Entries for the Golden Quill included an eloquent call from The Jackson Herald in Jefferson, Ga. to stop memorializing the Civil War; an up-close account of a corrupt sheriff from Orange County, California in the OC Weekly; and a description of the “humble chub” as the miner’s canary in Lake Michigan’s waters from the Ozaukee Press in Port Washington, Wisc.
“There were some stunning, stunning entries,” Hale-Spencer said. “I was amazed and humbled because the writing and reporting and level of commitment was so impressive. It was really gratifying because I was nervous about making the [acceptance] speech, and, when it was over, the whole room just burst into applauses as people sprang to their feet.”
“It must be how Barack Obama feels every day,” Hale-Spencer said. “People understood what it was about and appreciated what was said. It was nice.”
Hale-Spencer attended the weeklong conference for only two days, returning in the nick of time Sunday to cover the Guilderland High School graduation straight from the airport. Hale-Spencer admitted that she works 70 or 80 hours per week at The Enterprise.
“I grew up in a family where newspapers were very important,” Hale-Spencer said. Her father, Ed Hale, “was a newspaperman from the old school. We had long dinnertime conversations about news and stories,” she said.
She graduated Phi Beta Kappa from Wellesley College, and, while there, cross-listed journalism courses at the Massachusetts Institute of Technology. She did her graduate studies at the State University of New York at Buffalo.

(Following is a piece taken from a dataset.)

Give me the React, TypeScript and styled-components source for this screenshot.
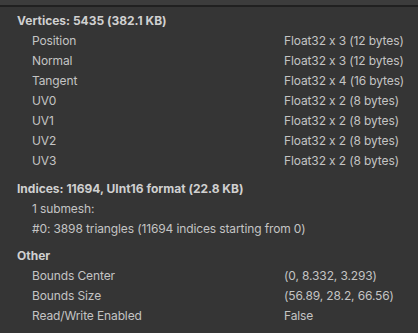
import React from "react";
import styled, { createGlobalStyle } from "styled-components";

const Global = createGlobalStyle`
  html, body { margin: 0; padding: 0; background: #353535; }
  body {
    font-family: Inter, "Noto Sans", sans-serif;
    font-feature-settings: "calt" 0;
  }
`;

const Panel = styled.div`
  width: 418px;
  height: 333px;
  background: #353535;
  display: flex;
  flex-direction: column;
  overflow: hidden;
`;

const TopStrip = styled.div`
  height: 5px;
  background: #3c3c3c;
  border-bottom: 2px solid #202020;
`;

const Body = styled.div`
  display: flex;
  flex-direction: column;
  padding: 4px 0 0 17px;
`;

const Section = styled.section<{ $top?: number }>`
  display: flex;
  flex-direction: column;
  margin-top: ${(p) => p.$top ?? 0}px;
`;

const Header = styled.div`
  height: 20px;
  line-height: 20px;
  font-size: 12px;
  font-weight: 700;
  color: #d0d0d0;
  white-space: nowrap;
`;

const Row = styled.div<{ $full?: boolean }>`
  display: ${(p) => (p.$full ? "block" : "grid")};
  grid-template-columns: 252px 1fr;
  height: 20px;
  line-height: 20px;
  padding-left: 15px;
  font-size: 12px;
  letter-spacing: -0.12px;
  color: #c4c4c4;
  white-space: nowrap;
`;

const Cell = styled.span``;

type R = [string, string];

const vertices: R[] = [
  ["Position", "Float32 x 3 (12 bytes)"],
  ["Normal", "Float32 x 3 (12 bytes)"],
  ["Tangent", "Float32 x 4 (16 bytes)"],
  ["UV0", "Float32 x 2 (8 bytes)"],
  ["UV1", "Float32 x 2 (8 bytes)"],
  ["UV2", "Float32 x 2 (8 bytes)"],
  ["UV3", "Float32 x 2 (8 bytes)"],
];

const other: R[] = [
  ["Bounds Center", "(0, 8.332, 3.293)"],
  ["Bounds Size", "(56.89, 28.2, 66.56)"],
  ["Read/Write Enabled", "False"],
];

const Rows = ({ rows }: { rows: R[] }) => (
  <>
    {rows.map(([k, v], i) => (
      <Row key={i}>
        <Cell>{k}</Cell>
        <Cell>{v}</Cell>
      </Row>
    ))}
  </>
);

export default function App() {
  return (
    <>
      <Global />
      <Panel>
        <TopStrip />
        <Body>
          <Section>
            <Header>Vertices: 5435 (382.1 KB)</Header>
            <Rows rows={vertices} />
          </Section>
          <Section $top={8}>
            <Header>Indices: 11694, UInt16 format (22.8 KB)</Header>
            <Row $full>1 submesh:</Row>
            <Row $full>#0: 3898 triangles (11694 indices starting from 0)</Row>
          </Section>
          <Section $top={7}>
            <Header>Other</Header>
            <Rows rows={other} />
          </Section>
        </Body>
      </Panel>
    </>
  );
}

Hale-Spencer started at The Enterprise as a reporter covering the Hilltowns. Since then, she has covered the Guilderland School District, and written editorials and general news, taking the reins as editor in 2000 after a three-year co-editorship with Andrew Schotz.
Hale-Spencer’s husband, Gary Spencer, was a newspaperman for 25 years, she said. He is currently the spokesman for the state’s Court of Appeals.
“He is very supportive of my long, long hours,” she said.
Hale-Spencer’s two daughters are both Cornell University graduates. “Saranac, I’m happy to say, is working here now,” Hale-Spencer said. Her daughter, Magdalena, is pursuing doctoral degrees in law and in veterinary medicine at Cornell University.
Hale-Spencer first submitted to the ISWNE columns written by late Enterprise reporter Bryce Butler, who chronicled his experiences with a cancer diagnosis.
Hale-Spencer was first named to the Golden Dozen for her March 5, 1998 editorial, “Celebrating a life,” which, the judge wrote, helped to lift the stigma against suicide.
She was named to the Golden Dozen a second time for her March 29, 2001 editorial, “Workers can’t wait,” which detailed the plight of a local spray painter as a means of exploring President George W. Bush’s repeal of ergonomic regulations.
Her third Golden Dozen winner was the July 15, 2004 editorial, “Letter to Jordan,” written to the three young sons of Shokriea and Ali Yaghi, who had joined their father in Jordan as their mother, an American citizen, fought for her husband’s return.
Hale-Spencer is the first New Yorker to receive the Golden Quill.
“It was a wonderful opportunity to get to meet people who come from all different places, but share a common mission,” she said. “I was honored to be part of it.”